In Australia, one person is diagnosed with melanoma every thirty minutes, but at just 25 years old, Samantha Marshall was shocked to be one of them.
Ms Marshall, from Sydney's inner-west, was diagnosed with stage three skin cancer in February this year after finding a lump on her groin.
Her diagnosis was "unconventional" she told Yahoo News Australia. At just 17, she had a cancerous mole removed but little did she know cancer continued developing in her body, presenting itself nine years later.
"I was always aware of skin cancer but I thought cancer, in general, was for older people," the now 26-year-old said. "When I was 17 I probably didn’t really think of my skin very much. But I’m pale and I always stayed out of the sun," she added.
Ms Marshall said getting a mole removed was "a wake-up call" and a "sign to look after her skin," even though she thought she always had. "Unfortunately, it was just unlucky that I ended up with more advanced melanoma," she said.
Melanoma is the most common cancer in young people
The 26-year-old said she was "shocked" by how many people in the doctor's waiting room "looked my age", but melanoma is the most common cancer for 20-39-year-olds, the Melanoma Institute of Australia's CEO Matthew Browne told Yahoo News — and it starts with overexposure to UV.
"We need to ensure the younger demographic understands the seriousness of melanoma, the seriousness of a disease that can ultimately kill you," he said.
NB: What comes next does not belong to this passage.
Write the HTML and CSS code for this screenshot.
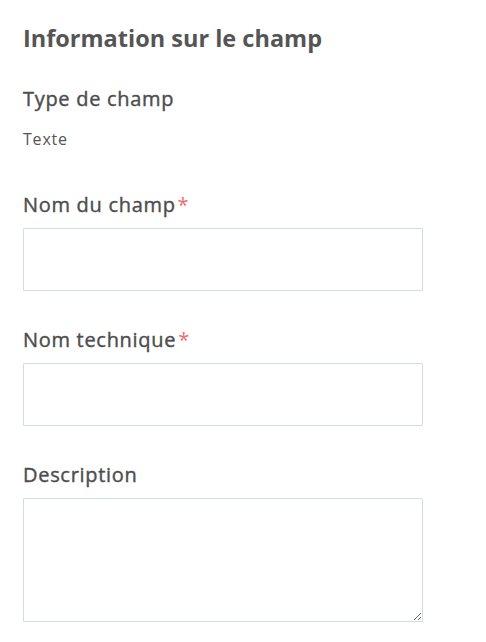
FILE: index.html
```html
<!DOCTYPE html>
<html lang="fr">
<head>
<meta charset="utf-8">
<link rel="stylesheet" href="styles.css">
</head>
<body>
<div class="panel">
  <h2 class="title">Information sur le champ</h2>
  <div class="info">
    <div class="label">Type de champ</div>
    <div class="value">Texte</div>
  </div>
  <div class="field">
    <label class="label">Nom du champ<span class="req">*</span></label>
    <input class="input" type="text">
  </div>
  <div class="field">
    <label class="label">Nom technique<span class="req">*</span></label>
    <input class="input" type="text">
  </div>
  <div class="field">
    <label class="label">Description</label>
    <textarea class="textarea"></textarea>
  </div>
</div>
</body>
</html>
```
FILE: styles.css
```css
html, body {
  margin: 0;
  padding: 0;
  background: #fff;
}
body {
  font-family: "Open Sans", Lato, sans-serif;
  color: #555;
}
.panel {
  padding: 24px 23px 0 23px;
  display: flex;
  flex-direction: column;
}
.title {
  margin: 0;
  font-size: 23.5px;
  line-height: 28px;
  font-weight: 700;
  color: #555;
}
.info {
  margin-top: 35px;
  display: flex;
  flex-direction: column;
}
.label {
  display: block;
  font-size: 20px;
  line-height: 24px;
  font-weight: 500;
  letter-spacing: 0.7px;
  color: #4d4d4d;
  -webkit-text-stroke: 0.4px #4d4d4d;
}
.value {
  margin-top: 18px;
  font-size: 16px;
  line-height: 20px;
  letter-spacing: 0.8px;
  color: #555;
}
.field {
  margin-top: 44px;
  display: flex;
  flex-direction: column;
}
.field + .field {
  margin-top: 37px;
}
.field .label {
  margin-bottom: 11px;
}
.req {
  color: #f06b6b;
  -webkit-text-stroke: 0;
  margin-left: 2px;
}
.input, .textarea {
  box-sizing: border-box;
  width: 400px;
  margin: 0;
  border: 1px solid #d3dce8;
  border-radius: 1px;
  background: #fff;
  font: inherit;
  padding: 8px 12px;
  outline: none;
}
.input {
  height: 63px;
}
.textarea {
  height: 124px;
  resize: vertical;
}
```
Australia has the highest rates of melanoma in the world, according to the institute, and one person dies every six hours. Mr Browne says it's "very simple" to avoid getting skin cancer and in most cases it's preventable "through the sun-safe methods of wearing a broad-rim hat, sunscreen, protective clothing, shade and sunglasses".
The Melanoma Institute of Australia has partnered with TikTok to help educate young Australians about the dangers of tanning which Mr Browne says is often "glamorised". Melanoma claims more lives than the national road toll, he pointed out, and stressed "there is no safe way of sun tanning."
The popular video sharing app is now vowing to thwart videos that dangerously promote tanning as well as trends like 'sunburn challenges'.
Tanning is a kick in the guts,' says young melanoma patient
Brisbane woman Gina Savage learned the dangers of tanning the hard way and said the glamorisation of tanning on social media is a "kick in the guts". The 27-year-old was diagnosed with melanoma seven years ago and it has since spread to other parts of her body.
Since her initial diagnosis, the Brisbane woman has been through four rounds of radiation treatment and has been on five systemic drugs, which sadly failed. The cancer has slowly made its way around her body, wreaking havoc, she said.
"For me, and many, many other people in my position, up to 50 per cent of advanced melanoma patients don't respond to current available treatments," she told AAP. She said the narrative that tanning is chic needs to be flipped on its head.
TikTok launches campaign against tanning
The social media campaign, 'Tanning. That's cooked' is "inviting TikTok creators to use humour and throw shade at tanning in their own authentic way," TikTok general manager Lee Hunter said. For Brad Canning, a TikTok creator with over 500,00 followers, sharing the message is "important" after losing his mum to stage four melanoma.
"It was extremely hard growing up with a sick mum, who was also a single mum trying to raise the kids, and seeing the effects melanoma had on her as well as the rest of my family," he said. "We can still enjoy an Aussie summer but we need to do it in a healthier way. After seeing my mum suffer throughout my entire childhood, I have definitely grown up being more sun smart."
Samantha Marshall on the mend
Ms Marshall is six months cancer-free thanks to a round of immunotherapy drugs— which help the body’s own immune cells fight the disease. Her sun-safety habits have also changed. She welcomes TikTok's push to ban tanning culture, and said seeing people deliberately destroying their skin is "really sad and quite scary".
"I want to reach over grab them on the shoulders and say stop it," she said. "It's like being a non-smoker with lung cancer watching someone who smokes — it’s almost offensive," she added.
Throughout summer, anyone who searches a hashtag relating to summer sun or tanning will see the 'Tanning. That's Cooked.' banner, and will be provided with information that outlines the dangers of tanning, with links to the Melanoma Institute.
Spotting melanoma with ABCDE
Mr Browne said there are people who still see tanning as "healthy". But the reality is "tanning is the body’s own way of trying to protect itself," he said. "It's the skin cells in trauma."
He said knowing what to look for is key to detecting skin cancer early — and the ABCDE approach will help with that.
A = Asymmetry. If the mole is not symmetrical that’s a sign something is moving or shifting.
B = Border. If it has a jagged edge, not a round border, that’s potentially a sign.
C = Colour. Melanoma can vary in colour but deep blues and blacks, or a different coloured mole could be worrying.
D = Diameter. Markings that are about 6mm or more should be checked.
E = Evolving. Look for any changes in moles or markings and if things are changing, particularly if changing rapidly, always get that checked out.
"If melanoma is detected early, you tend to have a very good prognosis," he added. "Know the skin you’re in and check regularly."